TwweeT en de kleine dingen

vrijdag, januari 06, 2006

Wachten (1)
Het is koud op het perron, maar ik vind het niet de moeite mijn handschoenen aan te trekken. De trein zal er immers over drie minuten al zijn.
Maar de trein komt niet. We turen in de verte, op zoek naar lichtjes die de komst van onze trein aankondigden. We ontdekken enkel lichtjes op weg naar andere perrons. Die werden ook duidelijk aangekondigd.
“Spoor tien. De trein naar Oudenaarde rijdt over enkele ogenblikken het station binnen.”
“Spoor twaalf. De trein naar Gent en Oostende met vertraging rijdt het station binnen.”
“Spoor acht. De trein naar Ath heeft een vertraging van vijf minuten.”
“Spoor negen opgelet. Spoorwijziging. De trein naar Charleroi zal vertrekken op spoor elf in de plaats van spoor tien. Zelfde perron.”
Onze trein is al ruim vijf minuten te laat. Geen lichtjes in de verte, geen nieuws van de omroeper. Het wordt steeds kouder. Ik voel hoe de kou onder mijn jas kruipt. Ik weet dat ik te laat zal komen op mijn afspraak. Geen trein in aantocht.
Snel bel ik naar de man waarmee ik heb afgesproken en vertel hem dat het iets later zou worden. “Geen probleem.”

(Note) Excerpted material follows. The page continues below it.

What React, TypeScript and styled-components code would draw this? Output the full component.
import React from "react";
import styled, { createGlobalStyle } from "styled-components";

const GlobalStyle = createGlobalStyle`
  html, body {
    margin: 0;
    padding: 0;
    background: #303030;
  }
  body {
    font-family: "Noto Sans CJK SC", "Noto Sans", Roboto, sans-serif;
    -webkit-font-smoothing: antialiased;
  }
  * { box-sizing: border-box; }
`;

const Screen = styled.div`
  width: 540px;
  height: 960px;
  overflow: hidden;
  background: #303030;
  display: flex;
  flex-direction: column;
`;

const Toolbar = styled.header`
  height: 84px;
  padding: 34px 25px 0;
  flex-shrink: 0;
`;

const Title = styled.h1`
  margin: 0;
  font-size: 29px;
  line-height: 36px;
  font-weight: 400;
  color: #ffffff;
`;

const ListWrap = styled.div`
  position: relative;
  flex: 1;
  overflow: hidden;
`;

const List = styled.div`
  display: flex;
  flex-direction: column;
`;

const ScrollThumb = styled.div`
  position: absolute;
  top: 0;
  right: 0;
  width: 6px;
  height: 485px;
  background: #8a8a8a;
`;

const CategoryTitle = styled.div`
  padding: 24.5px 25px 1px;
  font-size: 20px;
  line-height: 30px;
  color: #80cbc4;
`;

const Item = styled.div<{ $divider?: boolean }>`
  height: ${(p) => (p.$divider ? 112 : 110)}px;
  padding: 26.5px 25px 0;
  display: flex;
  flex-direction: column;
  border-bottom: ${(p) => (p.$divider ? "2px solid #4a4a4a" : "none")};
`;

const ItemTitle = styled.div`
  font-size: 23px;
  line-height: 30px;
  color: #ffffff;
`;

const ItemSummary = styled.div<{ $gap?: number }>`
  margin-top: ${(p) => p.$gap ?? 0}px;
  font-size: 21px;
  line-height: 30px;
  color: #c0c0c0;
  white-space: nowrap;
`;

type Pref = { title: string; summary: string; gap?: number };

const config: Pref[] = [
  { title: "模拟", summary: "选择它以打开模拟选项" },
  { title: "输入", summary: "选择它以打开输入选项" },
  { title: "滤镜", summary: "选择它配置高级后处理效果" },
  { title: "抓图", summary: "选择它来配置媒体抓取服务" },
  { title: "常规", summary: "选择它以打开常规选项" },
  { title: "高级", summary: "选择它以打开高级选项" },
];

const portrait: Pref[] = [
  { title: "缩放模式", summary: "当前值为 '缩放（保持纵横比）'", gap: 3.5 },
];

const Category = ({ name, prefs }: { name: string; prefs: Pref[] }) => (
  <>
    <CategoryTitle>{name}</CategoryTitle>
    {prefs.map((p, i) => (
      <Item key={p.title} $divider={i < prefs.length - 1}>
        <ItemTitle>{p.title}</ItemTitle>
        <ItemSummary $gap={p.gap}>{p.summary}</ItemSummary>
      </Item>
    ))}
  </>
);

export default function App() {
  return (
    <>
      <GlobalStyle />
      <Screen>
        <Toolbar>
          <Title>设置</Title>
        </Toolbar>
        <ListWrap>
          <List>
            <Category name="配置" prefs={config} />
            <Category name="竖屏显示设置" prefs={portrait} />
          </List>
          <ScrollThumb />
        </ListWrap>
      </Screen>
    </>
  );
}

“Spoor vijf. De trein naar Brussel-Zuid rijdt het station binnen.”
“Spoor veertien. De Brussels Airport Expres rijdt over enkele ogenblikken het station binnen.”

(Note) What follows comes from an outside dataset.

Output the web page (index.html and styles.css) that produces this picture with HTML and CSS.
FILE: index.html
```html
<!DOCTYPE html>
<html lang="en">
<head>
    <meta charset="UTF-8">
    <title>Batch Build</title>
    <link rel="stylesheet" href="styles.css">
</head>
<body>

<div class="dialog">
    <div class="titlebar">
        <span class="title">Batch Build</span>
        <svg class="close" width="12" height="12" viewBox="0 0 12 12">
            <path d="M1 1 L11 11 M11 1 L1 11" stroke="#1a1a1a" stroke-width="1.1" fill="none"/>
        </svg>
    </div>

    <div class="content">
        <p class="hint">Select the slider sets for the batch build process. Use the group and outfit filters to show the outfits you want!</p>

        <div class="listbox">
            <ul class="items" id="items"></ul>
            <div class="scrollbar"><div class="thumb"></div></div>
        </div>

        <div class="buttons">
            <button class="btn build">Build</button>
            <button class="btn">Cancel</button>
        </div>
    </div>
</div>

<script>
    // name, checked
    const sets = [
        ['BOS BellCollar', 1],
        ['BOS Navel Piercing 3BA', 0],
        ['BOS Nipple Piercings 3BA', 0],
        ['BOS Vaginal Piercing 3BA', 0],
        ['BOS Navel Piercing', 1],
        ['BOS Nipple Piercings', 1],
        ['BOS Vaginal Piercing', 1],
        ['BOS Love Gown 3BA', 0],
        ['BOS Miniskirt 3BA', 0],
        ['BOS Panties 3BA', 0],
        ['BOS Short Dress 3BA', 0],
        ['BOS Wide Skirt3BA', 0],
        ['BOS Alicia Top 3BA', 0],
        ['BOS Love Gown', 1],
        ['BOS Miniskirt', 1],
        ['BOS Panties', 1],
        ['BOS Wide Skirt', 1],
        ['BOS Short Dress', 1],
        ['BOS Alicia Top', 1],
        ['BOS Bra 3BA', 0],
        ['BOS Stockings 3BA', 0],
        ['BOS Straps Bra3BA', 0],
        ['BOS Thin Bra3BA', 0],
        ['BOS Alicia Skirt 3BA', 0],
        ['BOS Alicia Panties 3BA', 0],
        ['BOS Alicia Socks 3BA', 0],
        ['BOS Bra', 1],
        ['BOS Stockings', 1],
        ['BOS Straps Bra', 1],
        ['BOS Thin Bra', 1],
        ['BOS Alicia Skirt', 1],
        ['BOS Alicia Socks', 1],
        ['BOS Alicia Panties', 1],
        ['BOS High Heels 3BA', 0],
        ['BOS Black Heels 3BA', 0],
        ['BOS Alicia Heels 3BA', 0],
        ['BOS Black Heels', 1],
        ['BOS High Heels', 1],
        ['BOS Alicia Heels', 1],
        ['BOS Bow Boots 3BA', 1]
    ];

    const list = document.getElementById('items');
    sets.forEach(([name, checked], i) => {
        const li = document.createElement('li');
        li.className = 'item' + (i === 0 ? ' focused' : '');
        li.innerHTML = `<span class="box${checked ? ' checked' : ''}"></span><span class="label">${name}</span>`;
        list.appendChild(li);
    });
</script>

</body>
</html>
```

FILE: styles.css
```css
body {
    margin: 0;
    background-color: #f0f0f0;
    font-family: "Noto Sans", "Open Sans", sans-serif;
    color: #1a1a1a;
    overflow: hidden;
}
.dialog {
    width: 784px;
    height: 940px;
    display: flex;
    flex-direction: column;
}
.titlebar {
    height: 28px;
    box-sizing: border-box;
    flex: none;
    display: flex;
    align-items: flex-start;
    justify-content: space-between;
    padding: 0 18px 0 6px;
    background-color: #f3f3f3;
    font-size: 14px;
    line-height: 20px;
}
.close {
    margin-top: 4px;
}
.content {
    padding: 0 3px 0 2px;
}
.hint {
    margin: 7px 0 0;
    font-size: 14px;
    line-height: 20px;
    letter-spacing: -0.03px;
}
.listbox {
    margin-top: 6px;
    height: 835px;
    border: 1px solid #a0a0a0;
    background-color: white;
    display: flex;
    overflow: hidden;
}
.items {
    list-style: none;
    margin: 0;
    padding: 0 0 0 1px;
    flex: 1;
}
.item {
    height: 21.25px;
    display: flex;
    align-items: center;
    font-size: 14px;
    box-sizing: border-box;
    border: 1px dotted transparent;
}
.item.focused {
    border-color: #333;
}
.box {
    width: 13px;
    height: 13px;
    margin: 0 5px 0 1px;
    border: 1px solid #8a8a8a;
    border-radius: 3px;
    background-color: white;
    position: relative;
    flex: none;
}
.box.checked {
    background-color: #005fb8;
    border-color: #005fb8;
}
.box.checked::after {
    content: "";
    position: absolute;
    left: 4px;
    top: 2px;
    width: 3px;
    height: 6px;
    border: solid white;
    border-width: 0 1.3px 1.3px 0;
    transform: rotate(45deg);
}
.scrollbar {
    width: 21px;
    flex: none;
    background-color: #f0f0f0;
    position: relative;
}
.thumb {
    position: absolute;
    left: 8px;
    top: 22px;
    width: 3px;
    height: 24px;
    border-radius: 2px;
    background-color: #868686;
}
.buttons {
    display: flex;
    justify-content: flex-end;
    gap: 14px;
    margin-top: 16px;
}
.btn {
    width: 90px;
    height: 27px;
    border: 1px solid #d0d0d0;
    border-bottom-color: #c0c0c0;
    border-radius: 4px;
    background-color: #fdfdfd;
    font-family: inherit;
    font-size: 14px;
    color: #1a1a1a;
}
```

Over spoor zes geen woord. Over de trein naar Antwerpen geen woord. We stampvoeten een beetje. Het helpt niet. Ik trek mijn handschoenen aan. Het helpt ook niet. Het is koud.

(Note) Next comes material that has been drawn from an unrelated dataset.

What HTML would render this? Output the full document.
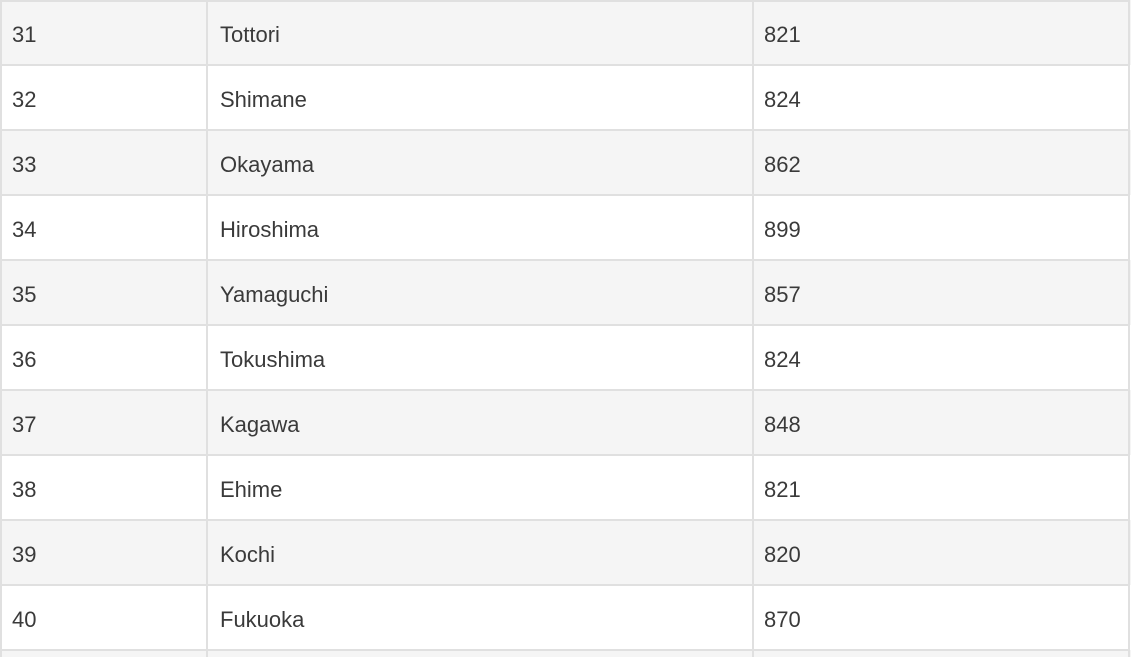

Gespannen turen we in de verte. Op zoek naar lichtjes. En ja, er zijn lichtjes. Eindelijk. Maar de trein zoeft ons voorbij.
“Spoor vier. De trein naar Leuven heeft een vertraging van vijf minuten.”
“Spoor twaalf. De trein naar Kortrijk komt aan op spoor twaalf.”
Bijna een kwartier te laat al. En geen nieuws. Ik stop mijn handen in de zakken van mijn jas. Het helpt niet. Maar er zijn lichtjes, eindelijk. Langzaam komen ze dichterbij.
“Spoor zes. De trein richting Antwerpen heeft een vertraging van tien minuten.”
Eindelijk nieuws. Maar dit wisten we zelf ook al.
“Spoor zes. De trein richting Antwerpen komt aan spoor zes.”
Ondertussen drukken we op de knop en gaat de deur voor ons open.
Een warme, vochtige lucht overvalt ons.